*STORED DATA*
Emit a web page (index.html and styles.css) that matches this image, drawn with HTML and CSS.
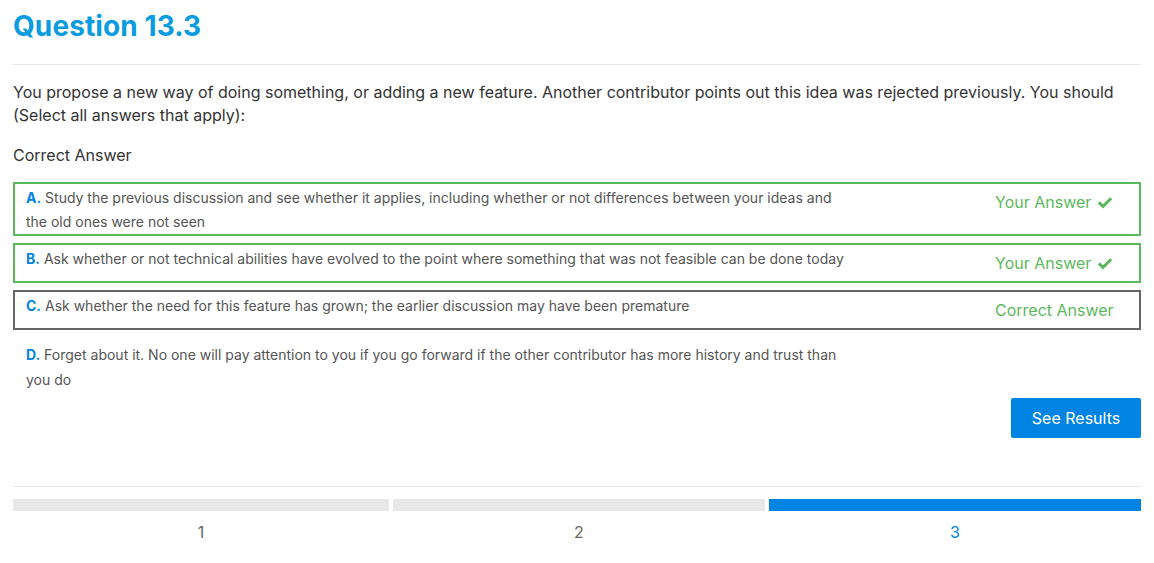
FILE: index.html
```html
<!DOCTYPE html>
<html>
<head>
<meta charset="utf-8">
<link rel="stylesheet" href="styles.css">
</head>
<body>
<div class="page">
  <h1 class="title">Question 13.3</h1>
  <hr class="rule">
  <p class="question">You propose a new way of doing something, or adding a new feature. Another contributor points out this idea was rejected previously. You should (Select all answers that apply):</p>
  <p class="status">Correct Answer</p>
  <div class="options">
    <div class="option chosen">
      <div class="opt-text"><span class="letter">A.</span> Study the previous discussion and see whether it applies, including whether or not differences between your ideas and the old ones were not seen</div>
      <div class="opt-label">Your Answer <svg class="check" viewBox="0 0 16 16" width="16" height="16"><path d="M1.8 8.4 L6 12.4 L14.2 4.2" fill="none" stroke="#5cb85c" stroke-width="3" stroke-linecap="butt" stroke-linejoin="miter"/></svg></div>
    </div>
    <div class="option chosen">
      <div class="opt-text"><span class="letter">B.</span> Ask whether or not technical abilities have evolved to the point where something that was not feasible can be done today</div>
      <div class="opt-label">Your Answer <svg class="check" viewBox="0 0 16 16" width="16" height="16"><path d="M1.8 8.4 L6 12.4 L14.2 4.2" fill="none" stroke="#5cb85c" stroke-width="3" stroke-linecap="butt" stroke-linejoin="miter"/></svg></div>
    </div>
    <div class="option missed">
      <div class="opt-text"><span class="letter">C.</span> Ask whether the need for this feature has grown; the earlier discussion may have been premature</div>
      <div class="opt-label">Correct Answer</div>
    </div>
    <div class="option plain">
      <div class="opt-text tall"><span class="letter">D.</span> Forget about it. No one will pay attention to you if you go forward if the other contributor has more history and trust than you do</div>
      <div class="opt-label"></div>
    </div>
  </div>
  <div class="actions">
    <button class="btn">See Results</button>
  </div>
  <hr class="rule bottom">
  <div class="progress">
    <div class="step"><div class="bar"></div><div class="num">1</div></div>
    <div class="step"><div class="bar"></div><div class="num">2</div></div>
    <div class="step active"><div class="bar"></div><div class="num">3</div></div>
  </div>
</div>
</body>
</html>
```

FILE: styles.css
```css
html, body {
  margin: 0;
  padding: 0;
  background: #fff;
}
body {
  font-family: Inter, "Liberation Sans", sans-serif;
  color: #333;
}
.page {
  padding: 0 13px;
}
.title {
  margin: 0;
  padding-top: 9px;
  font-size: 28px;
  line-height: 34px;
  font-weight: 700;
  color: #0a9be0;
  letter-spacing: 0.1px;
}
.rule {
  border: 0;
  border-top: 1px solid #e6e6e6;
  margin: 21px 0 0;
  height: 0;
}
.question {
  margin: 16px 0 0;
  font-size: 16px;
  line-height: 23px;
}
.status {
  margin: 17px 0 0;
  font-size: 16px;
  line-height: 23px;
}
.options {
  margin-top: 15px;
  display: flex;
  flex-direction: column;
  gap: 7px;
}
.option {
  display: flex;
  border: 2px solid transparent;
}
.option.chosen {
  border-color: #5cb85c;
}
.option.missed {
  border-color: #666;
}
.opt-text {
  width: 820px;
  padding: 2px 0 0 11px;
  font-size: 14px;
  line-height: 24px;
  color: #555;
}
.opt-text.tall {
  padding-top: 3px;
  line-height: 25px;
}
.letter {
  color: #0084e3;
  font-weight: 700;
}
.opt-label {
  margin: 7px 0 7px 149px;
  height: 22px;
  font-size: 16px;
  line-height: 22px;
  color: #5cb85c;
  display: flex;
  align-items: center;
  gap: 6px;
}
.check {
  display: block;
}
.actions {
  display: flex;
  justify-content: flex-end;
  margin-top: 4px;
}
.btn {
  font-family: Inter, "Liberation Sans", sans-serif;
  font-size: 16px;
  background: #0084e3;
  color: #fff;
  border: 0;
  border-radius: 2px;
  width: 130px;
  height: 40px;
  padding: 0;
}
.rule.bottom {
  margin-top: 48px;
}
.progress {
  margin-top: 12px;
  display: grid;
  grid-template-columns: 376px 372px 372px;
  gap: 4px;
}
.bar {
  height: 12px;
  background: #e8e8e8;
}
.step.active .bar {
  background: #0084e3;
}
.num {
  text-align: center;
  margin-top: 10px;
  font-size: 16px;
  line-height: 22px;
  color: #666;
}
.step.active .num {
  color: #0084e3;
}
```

*EXERCISE TASK*
State the number of lines in this listing that contain the string "page", and add nothing else.

*OUTPUT*
3